■ **WHAT THIS TASK INVOLVES**: Report the count of lines that carry the string "React", and add nothing.

──────── DATASET EXTRACT ────────

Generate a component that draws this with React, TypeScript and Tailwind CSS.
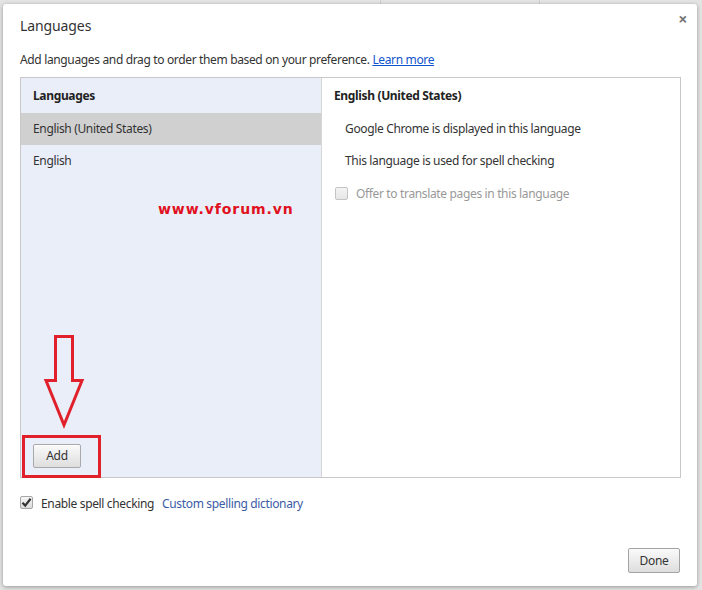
import React from "react";

const font = { fontFamily: '"Noto Sans", "Open Sans", sans-serif' };

export default function App() {
  return (
    <div
      className="relative w-[702px] h-[590px] bg-[#e4e4e4] overflow-hidden pl-[3px] pt-[4px] text-[#333] tracking-[-0.35px]"
      style={font}
    >
      {/* faint background page lines */}
      <div className="absolute left-[380px] top-0 h-[4px] w-px bg-[#cfcfcf]" />
      <div className="absolute left-[539px] top-0 h-[4px] w-px bg-[#cfcfcf]" />

      <div className="relative w-[694px] h-[582px] bg-white rounded-[3px] shadow-[0_1px_4px_rgba(0,0,0,0.35)] flex flex-col pl-[17px]">
        {/* header */}
        <div className="h-[44px] pt-[12px] flex items-start justify-between pr-[10px]">
          <div className="text-[14px] leading-[20px] text-[#333] tracking-[-0.1px]">Languages</div>
          <div className="mt-[-7px] text-[16px] font-bold text-[#777] leading-[20px]">×</div>
        </div>

        {/* description */}
        <div className="h-[29px] pt-[3px] text-[12px] leading-[18px] text-[#333]">
          Add languages and drag to order them based on your preference.{" "}
          <span className="text-[#15c] underline">Learn more</span>
        </div>

        {/* main box */}
        <div className="w-[661px] h-[401px] border border-[#c8c8c8] flex">
          <div className="w-[301px] h-full bg-[#eaeef9] border-r border-[#d6d6d6] flex flex-col text-[12px]">
            <div className="h-[35px] pl-[12px] flex items-center font-bold text-[#222]">Languages</div>
            <div className="h-[32px] pl-[12px] flex items-center bg-[#d0d0d0] text-[#333]">
              English (United States)
            </div>
            <div className="h-[32px] pl-[12px] flex items-center text-[#333]">English</div>
            <div className="flex-1" />
            <div className="h-[33px] pl-[12px] pb-[10px] flex items-start">
              <button className="w-[48px] h-[24px] rounded-[2px] border border-[#a9a9a9] bg-gradient-to-b from-[#fafafa] to-[#dedede] text-[12px] text-[#333] shadow-[0_1px_0_rgba(255,255,255,0.8)_inset]">
                Add
              </button>
            </div>
          </div>
          <div className="flex-1 flex flex-col text-[12px]">
            <div className="h-[35px] pl-[12px] flex items-center font-bold text-[#222]">
              English (United States)
            </div>
            <div className="h-[32px] pl-[23px] flex items-center text-[#333]">
              Google Chrome is displayed in this language
            </div>
            <div className="h-[32px] pl-[23px] flex items-center text-[#333]">
              This language is used for spell checking
            </div>
            <div className="h-[33px] pl-[13px] flex items-center text-[#999]">
              <span className="w-[13px] h-[13px] border border-[#c4c4c4] rounded-[2px] bg-gradient-to-b from-[#f4f4f4] to-[#e6e6e6] mr-[8px]" />
              Offer to translate pages in this language
            </div>
          </div>
        </div>

        {/* spell checking row */}
        <div className="h-[50px] pt-[18px] flex items-start text-[12px]">
          <span className="w-[13px] h-[13px] mt-[0px] border border-[#a6a6a6] rounded-[2px] bg-gradient-to-b from-[#f6f6f6] to-[#dcdcdc] flex items-center justify-center mr-[8px]">
            <svg width="11" height="11" viewBox="0 0 11 11">
              <path d="M1.5 5.8 L4.2 8.6 L9.6 1.8" stroke="#333" strokeWidth="2.2" fill="none" />
            </svg>
          </span>
          <span className="leading-[15px] text-[#333]">Enable spell checking</span>
          <span className="leading-[15px] text-[#3b5ba5] ml-[8px]">Custom spelling dictionary</span>
        </div>

        <div className="flex-1 flex items-end justify-end pr-[17px] pb-[13px]">
          <button className="w-[52px] h-[25px] rounded-[2px] border border-[#a3a3a3] bg-gradient-to-b from-[#fafafa] to-[#dedede] text-[12px] text-[#333]">
            Done
          </button>
        </div>
      </div>

      {/* watermark */}
      <div
        className="absolute left-[158px] top-[199px] text-[14px] leading-[20px] font-bold text-[#e01020] tracking-[0.9px]"
        style={{ fontFamily: '"DejaVu Sans", sans-serif' }}
      >
        www.vforum.vn
      </div>

      {/* red annotation box */}
      <div className="absolute left-[22px] top-[435px] w-[79px] h-[43px] border-[3px] border-[#e0202a]" />
      {/* red arrow */}
      <svg className="absolute left-0 top-0" width="702" height="590" viewBox="0 0 702 590">
        <polygon
          points="55.5,336.5 72.5,336.5 72.5,380.5 82,380.5 64,425 46,380.5 55.5,380.5"
          fill="none"
          stroke="#e0202a"
          strokeWidth="3"
          strokeLinejoin="miter"
        />
      </svg>
    </div>
  );
}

────────

■ **EXERCISE SOLUTION**: 2